In August, when OPEC floated the idea of meeting once again to discuss the possibility of a production freeze, oil prices skyrocketed, ending the bear market that had just formed. WTI and Brent subsequently jumped more than 20 percent in a few weeks, kicking of a bull market.
Still, oil analysts dismissed the meeting as more bluster. After having seen OPEC try and fail to reach an agreement for more than a year, and the dynamics between OPEC members not having appreciably changed from the last time they tried to negotiate, the prospects of a deal seemed slim to nil. And right on cue, after oil prices jumped on the news that OPEC and Russia would meet on the sidelines of an energy conference in Algeria at the end of September, several representatives from OPEC nations seemed to back off from the notion of a freeze. Iraq’s oil minister said that Iraq still had much more room to grow production and wouldn’t be interested in a deal. Iran stuck to its line that it needed to reach pre-sanctions levels. Saudi Arabia said that market intervention was not necessary. Russia’s energy minister also said that a freeze deal was not needed.
However, all parties involved seem to have changed their minds a bit, or at least their tone, since oil prices began falling again in late August. Crude fell back before hitting $50 per barrel, trading back down to the mid-$40s.

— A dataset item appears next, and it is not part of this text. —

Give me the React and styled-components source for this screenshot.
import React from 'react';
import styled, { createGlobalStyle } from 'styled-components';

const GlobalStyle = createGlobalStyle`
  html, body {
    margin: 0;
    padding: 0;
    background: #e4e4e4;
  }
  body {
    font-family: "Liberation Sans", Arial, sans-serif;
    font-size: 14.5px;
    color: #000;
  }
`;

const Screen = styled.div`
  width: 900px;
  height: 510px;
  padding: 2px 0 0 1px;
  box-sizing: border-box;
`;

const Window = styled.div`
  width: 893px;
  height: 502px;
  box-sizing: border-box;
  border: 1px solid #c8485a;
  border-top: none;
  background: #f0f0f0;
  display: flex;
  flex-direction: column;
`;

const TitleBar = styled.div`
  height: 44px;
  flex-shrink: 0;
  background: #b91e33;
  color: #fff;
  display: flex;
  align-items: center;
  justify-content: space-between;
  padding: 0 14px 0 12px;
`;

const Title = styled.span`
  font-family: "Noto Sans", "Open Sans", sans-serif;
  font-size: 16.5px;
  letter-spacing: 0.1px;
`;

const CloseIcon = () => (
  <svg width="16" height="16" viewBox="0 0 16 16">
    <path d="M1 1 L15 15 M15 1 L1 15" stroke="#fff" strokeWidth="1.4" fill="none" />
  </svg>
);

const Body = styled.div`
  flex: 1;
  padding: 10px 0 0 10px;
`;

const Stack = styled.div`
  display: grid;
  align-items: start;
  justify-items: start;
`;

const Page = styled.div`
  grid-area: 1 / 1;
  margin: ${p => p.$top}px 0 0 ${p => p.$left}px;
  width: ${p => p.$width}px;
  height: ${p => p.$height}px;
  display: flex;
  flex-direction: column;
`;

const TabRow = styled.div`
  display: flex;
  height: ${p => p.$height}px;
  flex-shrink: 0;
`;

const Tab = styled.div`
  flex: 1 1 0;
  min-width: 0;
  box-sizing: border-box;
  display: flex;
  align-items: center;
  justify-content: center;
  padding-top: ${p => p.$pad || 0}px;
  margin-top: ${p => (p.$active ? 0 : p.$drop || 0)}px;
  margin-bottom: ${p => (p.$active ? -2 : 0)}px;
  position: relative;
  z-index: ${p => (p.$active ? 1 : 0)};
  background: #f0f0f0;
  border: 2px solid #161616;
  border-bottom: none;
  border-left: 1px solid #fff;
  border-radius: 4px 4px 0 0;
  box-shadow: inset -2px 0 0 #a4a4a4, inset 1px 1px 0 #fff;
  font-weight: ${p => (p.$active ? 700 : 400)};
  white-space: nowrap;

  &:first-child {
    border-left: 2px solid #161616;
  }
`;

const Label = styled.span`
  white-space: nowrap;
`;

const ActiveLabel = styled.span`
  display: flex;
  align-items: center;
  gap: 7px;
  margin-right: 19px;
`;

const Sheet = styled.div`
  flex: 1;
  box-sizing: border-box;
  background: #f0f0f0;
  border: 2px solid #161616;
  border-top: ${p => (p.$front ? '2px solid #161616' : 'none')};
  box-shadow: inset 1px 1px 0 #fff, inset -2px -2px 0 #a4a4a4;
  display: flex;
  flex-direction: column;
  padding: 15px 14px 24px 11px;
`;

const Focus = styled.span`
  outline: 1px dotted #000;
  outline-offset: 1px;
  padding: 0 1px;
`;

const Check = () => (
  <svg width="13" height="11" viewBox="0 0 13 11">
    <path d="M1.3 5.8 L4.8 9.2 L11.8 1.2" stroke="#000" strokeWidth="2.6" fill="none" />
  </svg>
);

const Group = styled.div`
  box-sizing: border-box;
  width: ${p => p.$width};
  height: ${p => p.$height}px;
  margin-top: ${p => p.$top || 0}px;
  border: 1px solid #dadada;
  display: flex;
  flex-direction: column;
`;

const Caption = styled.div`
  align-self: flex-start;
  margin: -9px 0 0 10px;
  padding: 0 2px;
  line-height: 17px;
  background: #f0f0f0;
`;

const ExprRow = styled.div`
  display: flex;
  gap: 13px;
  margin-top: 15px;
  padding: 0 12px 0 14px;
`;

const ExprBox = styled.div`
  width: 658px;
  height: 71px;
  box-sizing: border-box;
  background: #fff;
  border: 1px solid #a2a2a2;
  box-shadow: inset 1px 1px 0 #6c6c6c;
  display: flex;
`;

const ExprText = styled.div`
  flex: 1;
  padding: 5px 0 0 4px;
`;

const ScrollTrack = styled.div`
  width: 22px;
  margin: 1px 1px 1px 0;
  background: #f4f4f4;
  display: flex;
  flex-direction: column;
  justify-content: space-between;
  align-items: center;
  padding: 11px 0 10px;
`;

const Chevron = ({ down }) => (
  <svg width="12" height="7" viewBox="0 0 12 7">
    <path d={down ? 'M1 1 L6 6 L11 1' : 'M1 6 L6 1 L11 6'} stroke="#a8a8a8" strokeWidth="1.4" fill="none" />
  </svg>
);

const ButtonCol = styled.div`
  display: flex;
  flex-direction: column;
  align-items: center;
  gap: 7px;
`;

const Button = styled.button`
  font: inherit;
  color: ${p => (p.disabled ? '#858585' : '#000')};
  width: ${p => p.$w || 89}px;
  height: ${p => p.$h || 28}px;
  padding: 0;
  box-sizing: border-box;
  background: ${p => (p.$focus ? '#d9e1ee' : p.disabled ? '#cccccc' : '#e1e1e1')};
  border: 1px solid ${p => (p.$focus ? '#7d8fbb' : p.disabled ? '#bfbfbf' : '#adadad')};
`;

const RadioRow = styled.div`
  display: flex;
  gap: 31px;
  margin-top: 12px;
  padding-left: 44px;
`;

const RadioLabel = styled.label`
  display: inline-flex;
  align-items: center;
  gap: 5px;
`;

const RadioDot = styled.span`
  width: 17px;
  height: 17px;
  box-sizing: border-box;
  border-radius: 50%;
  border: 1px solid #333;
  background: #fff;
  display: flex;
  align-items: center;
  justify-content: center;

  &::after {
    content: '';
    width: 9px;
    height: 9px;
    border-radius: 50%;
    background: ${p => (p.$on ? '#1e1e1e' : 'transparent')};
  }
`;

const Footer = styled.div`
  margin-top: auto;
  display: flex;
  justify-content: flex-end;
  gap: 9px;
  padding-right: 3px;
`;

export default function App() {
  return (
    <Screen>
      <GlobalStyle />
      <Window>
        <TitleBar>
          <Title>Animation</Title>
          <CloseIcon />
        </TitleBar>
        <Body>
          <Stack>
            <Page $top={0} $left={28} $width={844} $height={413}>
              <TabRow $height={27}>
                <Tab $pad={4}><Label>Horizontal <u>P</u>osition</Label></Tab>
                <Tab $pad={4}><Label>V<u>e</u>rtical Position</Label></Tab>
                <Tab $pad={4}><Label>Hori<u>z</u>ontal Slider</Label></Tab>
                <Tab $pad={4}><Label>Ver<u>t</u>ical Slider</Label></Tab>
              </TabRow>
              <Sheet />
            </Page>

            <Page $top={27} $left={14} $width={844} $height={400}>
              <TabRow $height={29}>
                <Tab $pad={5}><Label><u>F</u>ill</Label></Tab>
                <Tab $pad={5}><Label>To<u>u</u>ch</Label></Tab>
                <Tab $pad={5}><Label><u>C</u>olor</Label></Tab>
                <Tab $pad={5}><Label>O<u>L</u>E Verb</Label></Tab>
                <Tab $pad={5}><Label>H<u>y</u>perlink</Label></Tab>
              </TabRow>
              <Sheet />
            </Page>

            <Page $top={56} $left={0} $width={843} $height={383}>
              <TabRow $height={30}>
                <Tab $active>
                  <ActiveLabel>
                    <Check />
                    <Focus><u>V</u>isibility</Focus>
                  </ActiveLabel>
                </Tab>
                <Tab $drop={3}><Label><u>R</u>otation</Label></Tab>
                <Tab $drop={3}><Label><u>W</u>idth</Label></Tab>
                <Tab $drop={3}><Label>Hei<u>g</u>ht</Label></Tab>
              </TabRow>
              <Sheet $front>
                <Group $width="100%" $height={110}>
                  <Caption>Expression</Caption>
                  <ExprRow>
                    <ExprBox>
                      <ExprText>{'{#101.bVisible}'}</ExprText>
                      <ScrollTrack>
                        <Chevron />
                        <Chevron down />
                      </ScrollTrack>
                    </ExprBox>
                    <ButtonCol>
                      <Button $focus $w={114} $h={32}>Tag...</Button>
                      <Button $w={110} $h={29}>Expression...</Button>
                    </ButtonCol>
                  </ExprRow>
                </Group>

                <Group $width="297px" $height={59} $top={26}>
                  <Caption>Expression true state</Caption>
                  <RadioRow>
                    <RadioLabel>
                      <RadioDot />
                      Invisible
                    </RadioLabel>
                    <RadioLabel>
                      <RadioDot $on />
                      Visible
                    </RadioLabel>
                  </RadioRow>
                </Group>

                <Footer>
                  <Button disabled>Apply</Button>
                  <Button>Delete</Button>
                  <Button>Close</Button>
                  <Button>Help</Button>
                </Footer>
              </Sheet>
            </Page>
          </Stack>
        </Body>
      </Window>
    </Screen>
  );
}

Oil traders were calling OPEC’s bluff, having been burned too many times by rumors that they would seek coordinated action to prop up prices only to see nothing come from the talk.

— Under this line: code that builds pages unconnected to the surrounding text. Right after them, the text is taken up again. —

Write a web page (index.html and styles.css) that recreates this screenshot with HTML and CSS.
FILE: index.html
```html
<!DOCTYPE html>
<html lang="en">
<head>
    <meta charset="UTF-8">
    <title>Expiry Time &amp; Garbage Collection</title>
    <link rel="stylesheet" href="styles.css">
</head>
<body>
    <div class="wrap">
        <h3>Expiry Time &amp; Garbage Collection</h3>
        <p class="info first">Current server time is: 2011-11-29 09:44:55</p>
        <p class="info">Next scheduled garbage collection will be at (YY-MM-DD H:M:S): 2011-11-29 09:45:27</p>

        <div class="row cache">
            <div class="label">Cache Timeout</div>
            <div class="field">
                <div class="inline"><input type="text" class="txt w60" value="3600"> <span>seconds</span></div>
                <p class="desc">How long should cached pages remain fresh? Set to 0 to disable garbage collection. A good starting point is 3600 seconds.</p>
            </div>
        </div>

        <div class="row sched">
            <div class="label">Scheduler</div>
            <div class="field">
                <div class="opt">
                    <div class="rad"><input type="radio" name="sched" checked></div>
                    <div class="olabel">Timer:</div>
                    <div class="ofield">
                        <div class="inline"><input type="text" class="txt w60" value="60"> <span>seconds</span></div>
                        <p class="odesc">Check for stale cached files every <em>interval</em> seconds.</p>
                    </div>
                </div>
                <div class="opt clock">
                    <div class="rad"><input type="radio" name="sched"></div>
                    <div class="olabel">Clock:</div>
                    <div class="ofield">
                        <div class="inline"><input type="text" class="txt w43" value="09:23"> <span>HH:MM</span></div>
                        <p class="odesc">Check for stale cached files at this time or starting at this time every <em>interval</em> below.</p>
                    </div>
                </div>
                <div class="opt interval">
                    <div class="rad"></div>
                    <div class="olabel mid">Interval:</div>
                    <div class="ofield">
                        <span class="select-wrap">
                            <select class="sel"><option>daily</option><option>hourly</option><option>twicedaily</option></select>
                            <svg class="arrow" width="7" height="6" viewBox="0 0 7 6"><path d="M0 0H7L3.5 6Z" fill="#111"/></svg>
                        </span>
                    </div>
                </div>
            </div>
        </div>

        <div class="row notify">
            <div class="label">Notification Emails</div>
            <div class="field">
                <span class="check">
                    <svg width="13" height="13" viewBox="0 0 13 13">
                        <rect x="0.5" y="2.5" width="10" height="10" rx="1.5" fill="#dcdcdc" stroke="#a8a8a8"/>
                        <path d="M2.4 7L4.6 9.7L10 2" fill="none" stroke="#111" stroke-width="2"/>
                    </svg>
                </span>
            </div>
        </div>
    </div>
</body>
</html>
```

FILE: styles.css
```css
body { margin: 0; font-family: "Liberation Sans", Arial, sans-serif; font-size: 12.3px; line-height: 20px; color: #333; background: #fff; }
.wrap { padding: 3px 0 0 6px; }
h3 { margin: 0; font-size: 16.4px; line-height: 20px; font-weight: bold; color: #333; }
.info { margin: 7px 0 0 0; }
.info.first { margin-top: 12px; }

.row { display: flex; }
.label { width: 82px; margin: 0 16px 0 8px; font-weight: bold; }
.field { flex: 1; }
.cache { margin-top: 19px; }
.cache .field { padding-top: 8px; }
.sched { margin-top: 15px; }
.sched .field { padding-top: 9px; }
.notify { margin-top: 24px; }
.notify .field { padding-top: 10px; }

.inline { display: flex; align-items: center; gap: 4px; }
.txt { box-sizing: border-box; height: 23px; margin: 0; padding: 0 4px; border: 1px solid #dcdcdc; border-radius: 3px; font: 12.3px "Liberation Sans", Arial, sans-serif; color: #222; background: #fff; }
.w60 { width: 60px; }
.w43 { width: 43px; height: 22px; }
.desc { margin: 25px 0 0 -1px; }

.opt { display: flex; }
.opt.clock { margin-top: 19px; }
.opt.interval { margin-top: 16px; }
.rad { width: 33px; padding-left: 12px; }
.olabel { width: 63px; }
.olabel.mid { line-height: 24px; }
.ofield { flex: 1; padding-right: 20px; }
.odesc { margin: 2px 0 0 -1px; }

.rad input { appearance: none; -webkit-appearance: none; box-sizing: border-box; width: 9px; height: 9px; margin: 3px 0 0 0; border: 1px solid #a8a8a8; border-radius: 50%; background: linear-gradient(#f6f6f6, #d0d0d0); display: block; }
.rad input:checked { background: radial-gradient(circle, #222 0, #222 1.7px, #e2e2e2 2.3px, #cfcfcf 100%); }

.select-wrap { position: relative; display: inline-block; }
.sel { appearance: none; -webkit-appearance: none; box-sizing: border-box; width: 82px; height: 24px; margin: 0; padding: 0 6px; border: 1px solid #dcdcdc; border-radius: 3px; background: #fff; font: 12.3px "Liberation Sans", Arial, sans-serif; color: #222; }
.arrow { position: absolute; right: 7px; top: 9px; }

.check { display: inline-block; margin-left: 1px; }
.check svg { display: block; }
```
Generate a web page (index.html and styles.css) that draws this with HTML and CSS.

“From the viewpoint of economic sense and logic, then it would be correct to find some sort of compromise,” Putin said in an interview, Bloomberg reported. “I am confident that everyone understands that. We believe that this is the right decision for world energy.” Putin’s voice may come as a surprise, but he insists that Russia supported a freeze deal back in April. “Our Saudi partners at the last moment changed their view,” he said. “We didn’t reject the idea of freezing output. Our position hasn’t changed.”
And crucially, Putin suggested that Iran should be granted a bit of flexibility with the freeze, allowing it to boost output further as it continues to recover from years of international sanctions. “Iran is starting from a very low position, connected with the well-known sanctions in relation to this country,” Putin said. “It would be unfair to leave it on this sanctioned level.”

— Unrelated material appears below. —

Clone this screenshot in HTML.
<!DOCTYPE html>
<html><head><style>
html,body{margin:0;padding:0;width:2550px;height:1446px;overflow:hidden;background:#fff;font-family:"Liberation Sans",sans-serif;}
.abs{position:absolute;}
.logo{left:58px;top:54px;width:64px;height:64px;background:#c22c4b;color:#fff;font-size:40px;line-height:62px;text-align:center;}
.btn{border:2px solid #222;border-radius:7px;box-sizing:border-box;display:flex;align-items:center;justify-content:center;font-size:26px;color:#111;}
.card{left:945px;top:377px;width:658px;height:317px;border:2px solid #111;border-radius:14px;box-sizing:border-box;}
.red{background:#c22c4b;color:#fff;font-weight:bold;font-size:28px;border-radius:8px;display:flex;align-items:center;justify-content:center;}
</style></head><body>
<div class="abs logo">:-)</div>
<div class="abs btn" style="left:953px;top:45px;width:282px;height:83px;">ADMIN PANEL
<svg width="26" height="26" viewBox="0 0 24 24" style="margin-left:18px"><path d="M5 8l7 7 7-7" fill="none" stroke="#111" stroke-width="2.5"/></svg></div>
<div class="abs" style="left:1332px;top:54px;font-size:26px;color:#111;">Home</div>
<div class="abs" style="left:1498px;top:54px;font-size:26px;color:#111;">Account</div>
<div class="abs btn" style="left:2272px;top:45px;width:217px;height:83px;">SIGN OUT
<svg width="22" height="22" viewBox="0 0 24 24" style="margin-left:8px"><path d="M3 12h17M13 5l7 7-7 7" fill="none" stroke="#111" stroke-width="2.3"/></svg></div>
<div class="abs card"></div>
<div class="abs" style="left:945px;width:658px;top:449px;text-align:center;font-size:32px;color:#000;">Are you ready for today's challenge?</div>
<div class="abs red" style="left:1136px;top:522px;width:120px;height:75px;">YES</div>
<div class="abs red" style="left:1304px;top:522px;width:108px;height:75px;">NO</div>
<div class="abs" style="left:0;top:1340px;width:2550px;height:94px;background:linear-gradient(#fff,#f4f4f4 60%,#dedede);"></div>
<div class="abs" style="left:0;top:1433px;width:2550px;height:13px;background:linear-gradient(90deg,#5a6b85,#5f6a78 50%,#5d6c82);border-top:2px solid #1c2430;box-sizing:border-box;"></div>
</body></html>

Putin reportedly also said that he would meet with Saudi Arabia’s powerful Deputy Crown Prince Mohammed bin Salman in China at the G20 summit in a few days and recommend that they agree to those terms. He “is a very reliable partner with whom you can reach agreements, and can be certain that those agreements will be honored,” Putin said of the prince.
Of course, as has been pointed out ad nauseam, the freeze deal would do little in addressing the glut of global oil production. Just about all the participants in the potential freeze are producing at their limits, with several of them having ratcheted up production this year. Capping output at record levels does very little to restrain output. Nobody is actually considering a cut.
Yet, oil prices will move anyway. Just as OPEC managed to spark an oil price rally in February when they floated the idea of freeze negotiations to be held Doha, OPEC could be interested in talking up another price rally. After all, discussion of the Algeria meeting sparked a 20 percent rally in crude prices last month. OPEC might see the upside of agreeing to a deal, even if (or especially if), it has no teeth. The psychological impact on the oil markets could lead to further price increases while not actually requiring any sacrifice.
All participants seem to be coming around to that idea, which suggests that the chances of a successful agreement are not as much of a longshot as many oil analysts thought just a few weeks ago.